* Begin SOURCE EXCERPT *
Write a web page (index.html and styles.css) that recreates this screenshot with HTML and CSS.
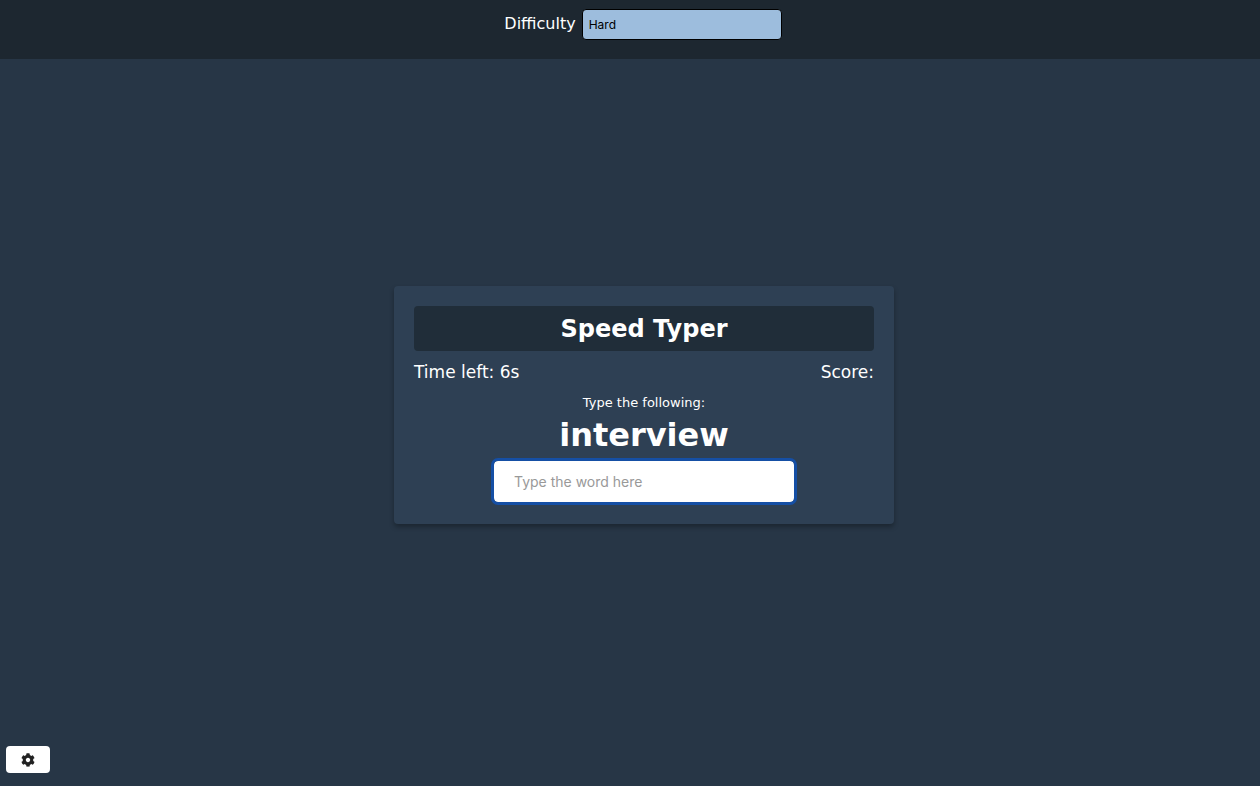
FILE: index.html
```
<!DOCTYPE html>
<html lang="en">
<head>
<meta charset="utf-8">
<title>Speed Typer</title>
<link rel="stylesheet" href="styles.css">
</head>
<body>
<header class="settings">
  <form class="settings-form">
    <label for="difficulty">Difficulty</label>
    <select id="difficulty" class="difficulty">
      <option>Easy</option>
      <option>Medium</option>
      <option selected>Hard</option>
    </select>
  </form>
</header>
<main class="stage">
  <section class="card">
    <h1 class="title">Speed Typer</h1>
    <div class="stats">
      <p class="stat">Time left: 6s</p>
      <p class="stat">Score:</p>
    </div>
    <label class="prompt" for="answer">Type the following:</label>
    <p class="word">interview</p>
    <input id="answer" class="answer" type="text" placeholder="Type the word here" autocomplete="off">
  </section>
</main>
<footer class="footer">
  <button class="settings-btn" type="button" aria-label="Settings">
    <svg class="gear" viewBox="0 0 512 512" aria-hidden="true"><path fill="currentColor" d="M487.4 315.7l-42.600-24.600c4.300-23.200 4.300-47 0-70.200l42.600-24.600c4.900-2.800 7.100-8.600 5.500-14-11.100-35.600-30-67.800-54.700-94.600-3.800-4.100-10-5.100-14.800-2.300L380.800 110c-17.900-15.400-38.500-27.300-60.800-35.100V25.800c0-5.600-3.900-10.500-9.400-11.700-36.700-8.200-74.300-7.800-109.200 0-5.500 1.200-9.400 6.100-9.400 11.700V75c-22.200 7.900-42.800 19.800-60.800 35.100L88.700 85.500c-4.900-2.800-11-1.900-14.800 2.300-24.700 26.700-43.600 58.900-54.700 94.600-1.700 5.400.6 11.200 5.500 14L67.300 221c-4.300 23.200-4.300 47 0 70.200l-42.600 24.600c-4.900 2.800-7.100 8.600-5.500 14 11.100 35.600 30 67.800 54.700 94.600 3.800 4.100 10 5.100 14.800 2.300l42.600-24.600c17.900 15.400 38.500 27.300 60.800 35.100v49.200c0 5.600 3.900 10.500 9.400 11.700 36.700 8.200 74.300 7.800 109.200 0 5.500-1.200 9.400-6.100 9.400-11.700v-49.200c22.200-7.900 42.800-19.800 60.800-35.100l42.600 24.600c4.900 2.800 11 1.900 14.800-2.300 24.700-26.700 43.600-58.900 54.700-94.600 1.500-5.500-.7-11.300-5.600-14.100zM256 336c-44.100 0-80-35.900-80-80s35.900-80 80-80 80 35.900 80 80-35.900 80-80 80z"/></svg>
  </button>
</footer>
</body>
</html>
```
FILE: styles.css
```
* { box-sizing: border-box; }

body {
  margin: 0;
  min-height: 100vh;
  display: flex;
  flex-direction: column;
  background: #273646;
  color: #fff;
  font-family: Verdana, "DejaVu Sans", sans-serif;
  font-size: 16px;
}

.settings {
  min-height: 59px;
  padding: 9px 0 19px 26px;
  background: #1d2730;
}

.settings-form {
  display: flex;
  justify-content: center;
  align-items: center;
  gap: 6px;
}

.settings-form label {
  line-height: 28px;
  padding-bottom: 2px;
}

.difficulty {
  appearance: none;
  width: 200px;
  height: 31px;
  padding: 0 6px;
  border: 1px solid #000;
  border-radius: 4px;
  background: #9dbddd;
  color: #000;
  font-family: Inter, sans-serif;
  font-size: 12px;
}

.stage {
  flex: 1;
  display: flex;
  justify-content: center;
  align-items: center;
  padding: 5px 0 0 28px;
}

.card {
  width: 500px;
  max-width: 100%;
  padding: 20px 20px 22px;
  display: flex;
  flex-direction: column;
  align-items: center;
  border-radius: 4px;
  background: #2e4054;
  box-shadow: 0 3px 5px rgba(0, 0, 0, 0.3);
}

.title {
  width: 100%;
  margin: 0;
  padding-top: 2px;
  border-radius: 4px;
  background: #202d39;
  font-size: 24px;
  line-height: 43px;
  text-align: center;
}

.stats {
  width: 100%;
  display: flex;
  justify-content: space-between;
  margin-top: 11px;
}

.stat {
  margin: 0;
  font-size: 17px;
  line-height: 20px;
}

.prompt {
  margin-top: 13px;
  font-size: 13px;
  line-height: 16px;
}

.word {
  margin: 3px 0 5px;
  font-size: 32px;
  font-weight: bold;
  line-height: 42px;
}

.answer {
  width: 300px;
  max-width: 100%;
  height: 41px;
  padding: 0 20px;
  border: 0;
  border-radius: 4px;
  outline: 3px solid #154fa5;
  background: #fff;
  color: #222;
  font-family: Inter, sans-serif;
  font-size: 14px;
}

.answer::placeholder { color: #999; }

.footer {
  display: flex;
  padding: 0 6px 13px;
}

.settings-btn {
  width: 44px;
  height: 27px;
  padding: 0;
  display: flex;
  justify-content: center;
  align-items: center;
  border: 0;
  border-radius: 4px;
  background: #fff;
  color: #222;
}

.gear {
  width: 14px;
  height: 14px;
}
```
* End SOURCE EXCERPT *
WORK TO DO: Copy the data character for character, but drop all pictures from the copy.

WORKED ANSWER:
Write a web page (index.html and styles.css) that recreates this screenshot with HTML and CSS.
FILE: index.html
```
<!DOCTYPE html>
<html lang="en">
<head>
<meta charset="utf-8">
<title>Speed Typer</title>
<link rel="stylesheet" href="styles.css">
</head>
<body>
<header class="settings">
  <form class="settings-form">
    <label for="difficulty">Difficulty</label>
    <select id="difficulty" class="difficulty">
      <option>Easy</option>
      <option>Medium</option>
      <option selected>Hard</option>
    </select>
  </form>
</header>
<main class="stage">
  <section class="card">
    <h1 class="title">Speed Typer</h1>
    <div class="stats">
      <p class="stat">Time left: 6s</p>
      <p class="stat">Score:</p>
    </div>
    <label class="prompt" for="answer">Type the following:</label>
    <p class="word">interview</p>
    <input id="answer" class="answer" type="text" placeholder="Type the word here" autocomplete="off">
  </section>
</main>
<footer class="footer">
  <button class="settings-btn" type="button" aria-label="Settings">
    <svg class="gear" viewBox="0 0 512 512" aria-hidden="true"><path fill="currentColor" d="M487.4 315.7l-42.600-24.600c4.300-23.200 4.300-47 0-70.200l42.600-24.600c4.900-2.800 7.100-8.600 5.500-14-11.100-35.600-30-67.800-54.700-94.600-3.800-4.100-10-5.100-14.800-2.300L380.800 110c-17.900-15.400-38.500-27.300-60.800-35.100V25.800c0-5.600-3.900-10.500-9.400-11.700-36.700-8.200-74.300-7.800-109.200 0-5.500 1.200-9.400 6.100-9.400 11.700V75c-22.200 7.900-42.800 19.800-60.800 35.100L88.700 85.500c-4.900-2.800-11-1.900-14.800 2.300-24.700 26.700-43.600 58.900-54.700 94.600-1.700 5.400.6 11.200 5.500 14L67.300 221c-4.300 23.200-4.300 47 0 70.200l-42.600 24.600c-4.900 2.800-7.100 8.600-5.500 14 11.100 35.600 30 67.800 54.700 94.600 3.800 4.100 10 5.100 14.800 2.300l42.600-24.600c17.900 15.400 38.500 27.300 60.800 35.100v49.200c0 5.600 3.900 10.500 9.400 11.700 36.700 8.200 74.300 7.800 109.200 0 5.500-1.200 9.400-6.100 9.400-11.700v-49.200c22.200-7.900 42.800-19.800 60.800-35.100l42.600 24.600c4.900 2.800 11 1.900 14.800-2.300 24.700-26.700 43.600-58.900 54.700-94.600 1.500-5.500-.7-11.300-5.600-14.100zM256 336c-44.100 0-80-35.900-80-80s35.900-80 80-80 80 35.900 80 80-35.900 80-80 80z"/></svg>
  </button>
</footer>
</body>
</html>
```
FILE: styles.css
```
* { box-sizing: border-box; }

body {
  margin: 0;
  min-height: 100vh;
  display: flex;
  flex-direction: column;
  background: #273646;
  color: #fff;
  font-family: Verdana, "DejaVu Sans", sans-serif;
  font-size: 16px;
}

.settings {
  min-height: 59px;
  padding: 9px 0 19px 26px;
  background: #1d2730;
}

.settings-form {
  display: flex;
  justify-content: center;
  align-items: center;
  gap: 6px;
}

.settings-form label {
  line-height: 28px;
  padding-bottom: 2px;
}

.difficulty {
  appearance: none;
  width: 200px;
  height: 31px;
  padding: 0 6px;
  border: 1px solid #000;
  border-radius: 4px;
  background: #9dbddd;
  color: #000;
  font-family: Inter, sans-serif;
  font-size: 12px;
}

.stage {
  flex: 1;
  display: flex;
  justify-content: center;
  align-items: center;
  padding: 5px 0 0 28px;
}

.card {
  width: 500px;
  max-width: 100%;
  padding: 20px 20px 22px;
  display: flex;
  flex-direction: column;
  align-items: center;
  border-radius: 4px;
  background: #2e4054;
  box-shadow: 0 3px 5px rgba(0, 0, 0, 0.3);
}

.title {
  width: 100%;
  margin: 0;
  padding-top: 2px;
  border-radius: 4px;
  background: #202d39;
  font-size: 24px;
  line-height: 43px;
  text-align: center;
}

.stats {
  width: 100%;
  display: flex;
  justify-content: space-between;
  margin-top: 11px;
}

.stat {
  margin: 0;
  font-size: 17px;
  line-height: 20px;
}

.prompt {
  margin-top: 13px;
  font-size: 13px;
  line-height: 16px;
}

.word {
  margin: 3px 0 5px;
  font-size: 32px;
  font-weight: bold;
  line-height: 42px;
}

.answer {
  width: 300px;
  max-width: 100%;
  height: 41px;
  padding: 0 20px;
  border: 0;
  border-radius: 4px;
  outline: 3px solid #154fa5;
  background: #fff;
  color: #222;
  font-family: Inter, sans-serif;
  font-size: 14px;
}

.answer::placeholder { color: #999; }

.footer {
  display: flex;
  padding: 0 6px 13px;
}

.settings-btn {
  width: 44px;
  height: 27px;
  padding: 0;
  display: flex;
  justify-content: center;
  align-items: center;
  border: 0;
  border-radius: 4px;
  background: #fff;
  color: #222;
}

.gear {
  width: 14px;
  height: 14px;
}
```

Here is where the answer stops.